Instructions for the task: Return every line below in which "screenshot" appears.

Given information:

━━━━━━━━━━

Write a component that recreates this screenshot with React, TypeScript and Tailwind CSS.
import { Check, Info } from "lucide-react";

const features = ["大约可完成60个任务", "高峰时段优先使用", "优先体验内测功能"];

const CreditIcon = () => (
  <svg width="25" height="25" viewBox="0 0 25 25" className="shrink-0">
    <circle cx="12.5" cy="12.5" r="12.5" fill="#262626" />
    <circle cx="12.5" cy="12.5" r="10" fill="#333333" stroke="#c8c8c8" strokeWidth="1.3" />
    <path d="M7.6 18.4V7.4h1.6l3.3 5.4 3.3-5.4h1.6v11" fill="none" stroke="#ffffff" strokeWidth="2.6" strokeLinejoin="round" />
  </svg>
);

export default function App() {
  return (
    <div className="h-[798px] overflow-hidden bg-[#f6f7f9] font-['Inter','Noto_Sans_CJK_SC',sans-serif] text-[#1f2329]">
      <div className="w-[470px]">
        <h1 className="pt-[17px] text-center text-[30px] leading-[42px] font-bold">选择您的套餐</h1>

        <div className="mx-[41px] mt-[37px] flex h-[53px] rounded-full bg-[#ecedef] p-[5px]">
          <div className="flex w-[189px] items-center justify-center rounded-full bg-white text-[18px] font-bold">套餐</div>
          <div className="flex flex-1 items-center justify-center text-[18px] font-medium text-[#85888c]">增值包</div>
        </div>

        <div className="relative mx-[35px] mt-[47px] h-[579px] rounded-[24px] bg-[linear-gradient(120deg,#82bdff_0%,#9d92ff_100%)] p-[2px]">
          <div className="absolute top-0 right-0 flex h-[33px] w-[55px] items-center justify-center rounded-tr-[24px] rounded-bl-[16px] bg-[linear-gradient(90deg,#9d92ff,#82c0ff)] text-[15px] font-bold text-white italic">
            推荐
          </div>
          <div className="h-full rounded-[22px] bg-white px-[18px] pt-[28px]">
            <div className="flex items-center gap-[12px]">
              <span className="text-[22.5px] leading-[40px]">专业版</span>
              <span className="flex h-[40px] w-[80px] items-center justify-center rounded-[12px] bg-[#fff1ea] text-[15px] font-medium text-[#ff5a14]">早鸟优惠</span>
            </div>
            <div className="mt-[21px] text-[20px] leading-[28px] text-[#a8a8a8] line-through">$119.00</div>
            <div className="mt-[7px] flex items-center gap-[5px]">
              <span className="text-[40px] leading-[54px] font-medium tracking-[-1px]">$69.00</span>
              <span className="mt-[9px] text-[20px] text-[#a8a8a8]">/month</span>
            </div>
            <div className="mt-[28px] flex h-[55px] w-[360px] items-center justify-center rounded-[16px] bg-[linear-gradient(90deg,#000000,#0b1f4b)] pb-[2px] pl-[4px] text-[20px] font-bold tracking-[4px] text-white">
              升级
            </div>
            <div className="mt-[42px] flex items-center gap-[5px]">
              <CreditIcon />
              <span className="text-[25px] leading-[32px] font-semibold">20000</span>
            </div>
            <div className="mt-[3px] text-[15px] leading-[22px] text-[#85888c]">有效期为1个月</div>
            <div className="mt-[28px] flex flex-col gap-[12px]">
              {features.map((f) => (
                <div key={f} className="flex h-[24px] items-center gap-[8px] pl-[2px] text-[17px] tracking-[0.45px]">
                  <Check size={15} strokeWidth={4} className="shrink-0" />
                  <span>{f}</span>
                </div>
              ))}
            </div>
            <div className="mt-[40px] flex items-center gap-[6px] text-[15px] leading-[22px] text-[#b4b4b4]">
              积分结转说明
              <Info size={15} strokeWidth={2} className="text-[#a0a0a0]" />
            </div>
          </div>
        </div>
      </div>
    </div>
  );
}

━━━━━━━━━━

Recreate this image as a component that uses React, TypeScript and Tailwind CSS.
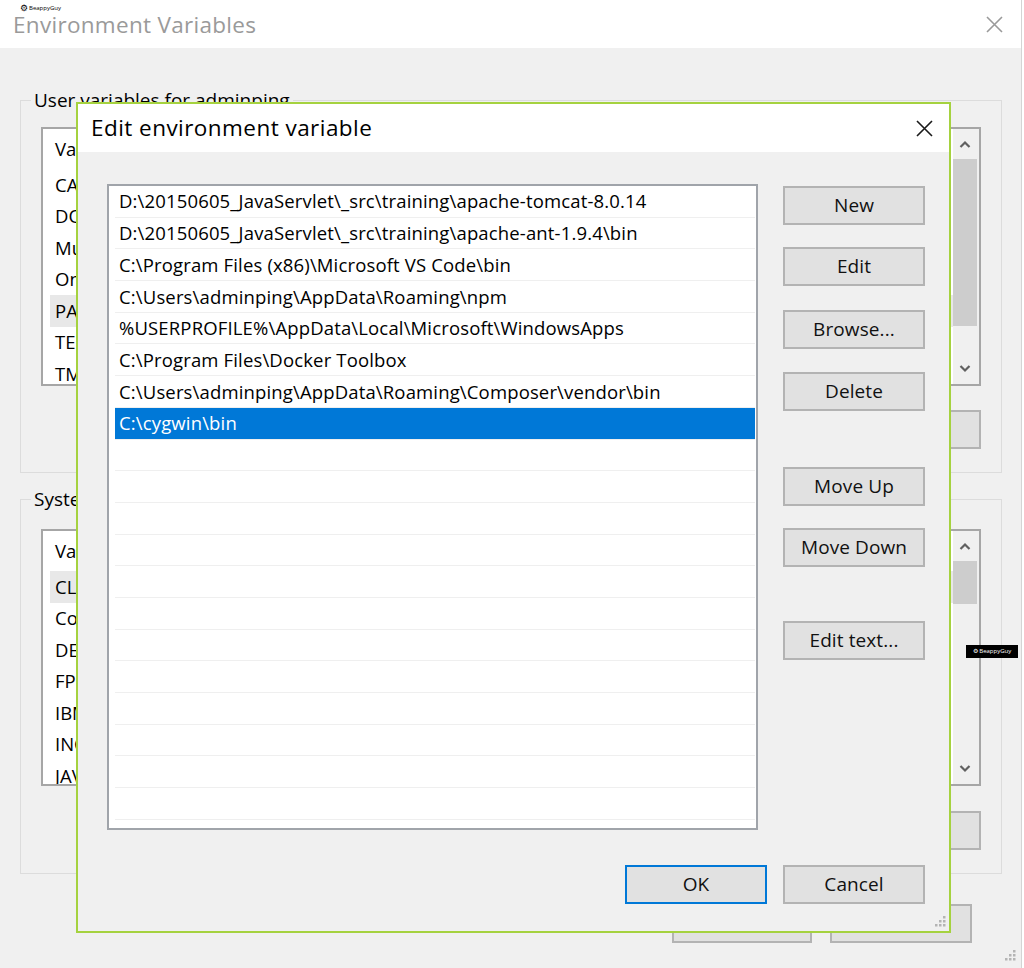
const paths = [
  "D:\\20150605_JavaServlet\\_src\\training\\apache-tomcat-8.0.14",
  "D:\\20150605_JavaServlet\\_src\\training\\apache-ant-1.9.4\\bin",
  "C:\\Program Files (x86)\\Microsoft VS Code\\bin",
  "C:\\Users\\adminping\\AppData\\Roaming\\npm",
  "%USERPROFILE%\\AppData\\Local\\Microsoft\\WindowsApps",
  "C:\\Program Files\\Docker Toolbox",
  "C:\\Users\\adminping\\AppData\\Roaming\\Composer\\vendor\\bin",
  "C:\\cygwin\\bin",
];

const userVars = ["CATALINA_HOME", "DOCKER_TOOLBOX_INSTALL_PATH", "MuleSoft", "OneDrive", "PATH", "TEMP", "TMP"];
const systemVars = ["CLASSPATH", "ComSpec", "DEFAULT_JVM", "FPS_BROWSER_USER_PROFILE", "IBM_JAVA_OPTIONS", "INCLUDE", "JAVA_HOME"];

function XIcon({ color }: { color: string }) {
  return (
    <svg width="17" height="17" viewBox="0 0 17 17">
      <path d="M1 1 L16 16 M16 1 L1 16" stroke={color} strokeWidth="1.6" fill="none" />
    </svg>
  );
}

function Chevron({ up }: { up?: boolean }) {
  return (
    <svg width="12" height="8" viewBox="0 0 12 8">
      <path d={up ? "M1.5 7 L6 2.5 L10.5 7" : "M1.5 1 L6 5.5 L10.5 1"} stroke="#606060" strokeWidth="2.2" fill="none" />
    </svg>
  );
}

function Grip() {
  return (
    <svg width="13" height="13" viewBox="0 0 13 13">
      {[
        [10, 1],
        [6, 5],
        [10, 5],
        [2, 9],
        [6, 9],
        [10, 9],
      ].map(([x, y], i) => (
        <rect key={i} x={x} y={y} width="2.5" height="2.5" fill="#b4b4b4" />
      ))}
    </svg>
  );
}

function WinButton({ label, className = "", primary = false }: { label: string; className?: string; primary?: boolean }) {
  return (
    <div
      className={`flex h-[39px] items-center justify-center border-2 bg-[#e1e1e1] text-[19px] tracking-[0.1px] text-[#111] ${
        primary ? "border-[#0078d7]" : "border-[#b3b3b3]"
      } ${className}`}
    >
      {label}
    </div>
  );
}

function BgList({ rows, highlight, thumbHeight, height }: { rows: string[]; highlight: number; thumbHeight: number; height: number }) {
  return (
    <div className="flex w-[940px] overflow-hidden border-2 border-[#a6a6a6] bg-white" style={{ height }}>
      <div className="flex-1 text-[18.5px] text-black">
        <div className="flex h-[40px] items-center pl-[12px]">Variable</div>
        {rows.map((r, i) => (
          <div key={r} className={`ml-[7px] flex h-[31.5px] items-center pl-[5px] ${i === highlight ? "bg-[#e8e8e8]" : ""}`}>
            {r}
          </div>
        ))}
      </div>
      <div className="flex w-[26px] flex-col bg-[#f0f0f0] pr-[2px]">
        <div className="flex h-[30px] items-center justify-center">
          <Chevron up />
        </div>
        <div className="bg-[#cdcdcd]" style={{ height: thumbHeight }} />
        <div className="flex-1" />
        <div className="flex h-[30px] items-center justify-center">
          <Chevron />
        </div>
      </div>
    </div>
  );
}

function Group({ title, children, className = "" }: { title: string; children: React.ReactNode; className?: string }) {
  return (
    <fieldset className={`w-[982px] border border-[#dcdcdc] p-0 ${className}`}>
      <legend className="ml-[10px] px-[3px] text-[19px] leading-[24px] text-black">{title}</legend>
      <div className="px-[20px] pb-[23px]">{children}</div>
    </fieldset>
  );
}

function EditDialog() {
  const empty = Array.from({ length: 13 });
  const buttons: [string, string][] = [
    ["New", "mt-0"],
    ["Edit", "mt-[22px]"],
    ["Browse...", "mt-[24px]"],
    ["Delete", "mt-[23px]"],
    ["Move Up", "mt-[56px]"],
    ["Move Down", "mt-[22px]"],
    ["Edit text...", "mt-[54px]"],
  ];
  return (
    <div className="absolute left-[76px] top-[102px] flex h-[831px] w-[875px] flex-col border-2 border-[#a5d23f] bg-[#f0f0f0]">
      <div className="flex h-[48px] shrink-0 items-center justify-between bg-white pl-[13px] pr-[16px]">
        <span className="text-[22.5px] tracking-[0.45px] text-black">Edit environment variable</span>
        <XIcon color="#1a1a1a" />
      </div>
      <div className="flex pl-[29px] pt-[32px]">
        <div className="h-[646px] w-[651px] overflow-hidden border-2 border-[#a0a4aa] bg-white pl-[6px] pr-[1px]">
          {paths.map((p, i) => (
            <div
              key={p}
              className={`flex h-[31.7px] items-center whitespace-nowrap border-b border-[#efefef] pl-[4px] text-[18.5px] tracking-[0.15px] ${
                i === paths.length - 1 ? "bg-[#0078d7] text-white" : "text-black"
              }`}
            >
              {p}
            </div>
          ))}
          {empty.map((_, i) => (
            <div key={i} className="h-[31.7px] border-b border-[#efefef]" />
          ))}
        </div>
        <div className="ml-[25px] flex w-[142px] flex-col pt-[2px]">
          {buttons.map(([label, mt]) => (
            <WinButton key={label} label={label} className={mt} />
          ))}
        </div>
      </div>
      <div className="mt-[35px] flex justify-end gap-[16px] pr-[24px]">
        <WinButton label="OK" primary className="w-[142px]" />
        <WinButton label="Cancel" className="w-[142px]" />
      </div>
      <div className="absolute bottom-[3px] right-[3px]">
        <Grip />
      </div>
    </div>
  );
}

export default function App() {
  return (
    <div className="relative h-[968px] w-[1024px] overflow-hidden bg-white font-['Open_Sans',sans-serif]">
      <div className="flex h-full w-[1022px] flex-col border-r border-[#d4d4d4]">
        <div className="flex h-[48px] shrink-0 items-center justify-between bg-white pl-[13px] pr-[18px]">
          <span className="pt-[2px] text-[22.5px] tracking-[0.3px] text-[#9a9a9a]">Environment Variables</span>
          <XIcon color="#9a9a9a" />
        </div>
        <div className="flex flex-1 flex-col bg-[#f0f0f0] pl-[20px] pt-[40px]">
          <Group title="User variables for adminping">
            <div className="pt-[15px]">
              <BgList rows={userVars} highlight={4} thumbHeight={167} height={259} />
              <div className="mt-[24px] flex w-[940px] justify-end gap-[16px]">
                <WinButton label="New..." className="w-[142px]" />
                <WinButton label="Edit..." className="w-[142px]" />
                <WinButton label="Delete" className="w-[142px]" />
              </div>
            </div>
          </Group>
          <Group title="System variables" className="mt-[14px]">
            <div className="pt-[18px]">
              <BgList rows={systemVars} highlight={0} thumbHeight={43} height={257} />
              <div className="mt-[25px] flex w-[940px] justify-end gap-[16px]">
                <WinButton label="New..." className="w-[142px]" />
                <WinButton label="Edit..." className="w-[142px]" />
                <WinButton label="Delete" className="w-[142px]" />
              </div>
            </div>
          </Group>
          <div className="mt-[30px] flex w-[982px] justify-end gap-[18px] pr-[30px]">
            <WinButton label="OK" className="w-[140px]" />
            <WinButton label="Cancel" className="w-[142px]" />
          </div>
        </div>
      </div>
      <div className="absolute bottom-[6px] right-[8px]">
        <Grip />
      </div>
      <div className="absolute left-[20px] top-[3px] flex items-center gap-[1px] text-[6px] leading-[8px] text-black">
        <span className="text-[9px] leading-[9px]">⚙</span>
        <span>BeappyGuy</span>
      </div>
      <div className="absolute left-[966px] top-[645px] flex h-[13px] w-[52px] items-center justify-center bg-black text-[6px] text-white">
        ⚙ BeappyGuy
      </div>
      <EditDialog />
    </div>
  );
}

━━━━━━━━━━

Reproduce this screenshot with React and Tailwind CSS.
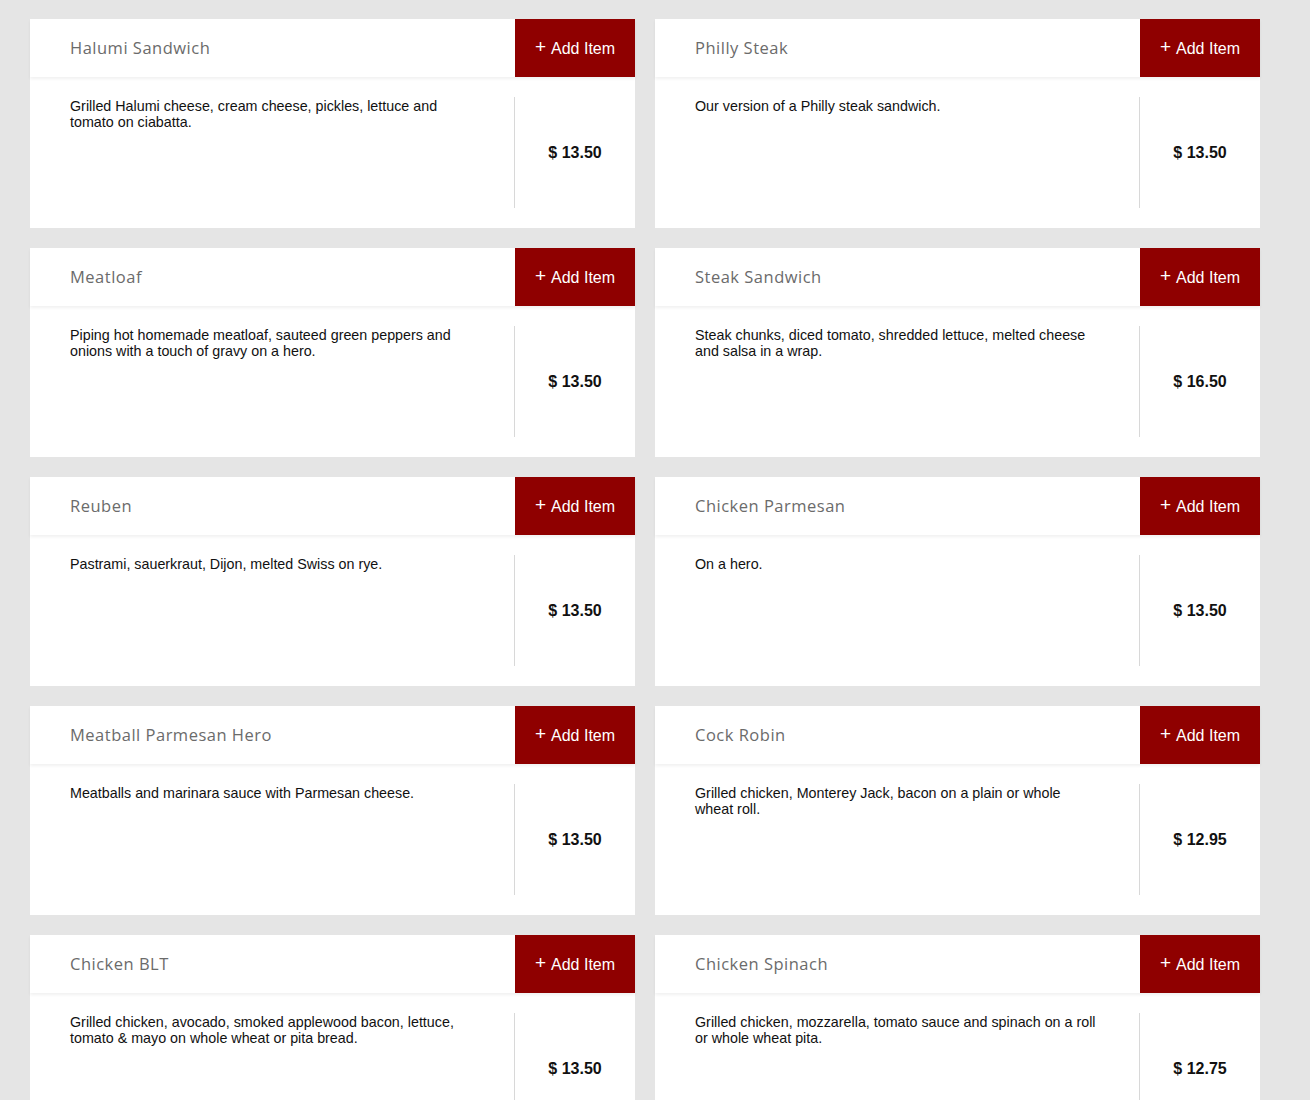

━━━━━━━━━━

The answer:
Write a component that recreates this screenshot with React, TypeScript and Tailwind CSS.
Reproduce this screenshot with React and Tailwind CSS.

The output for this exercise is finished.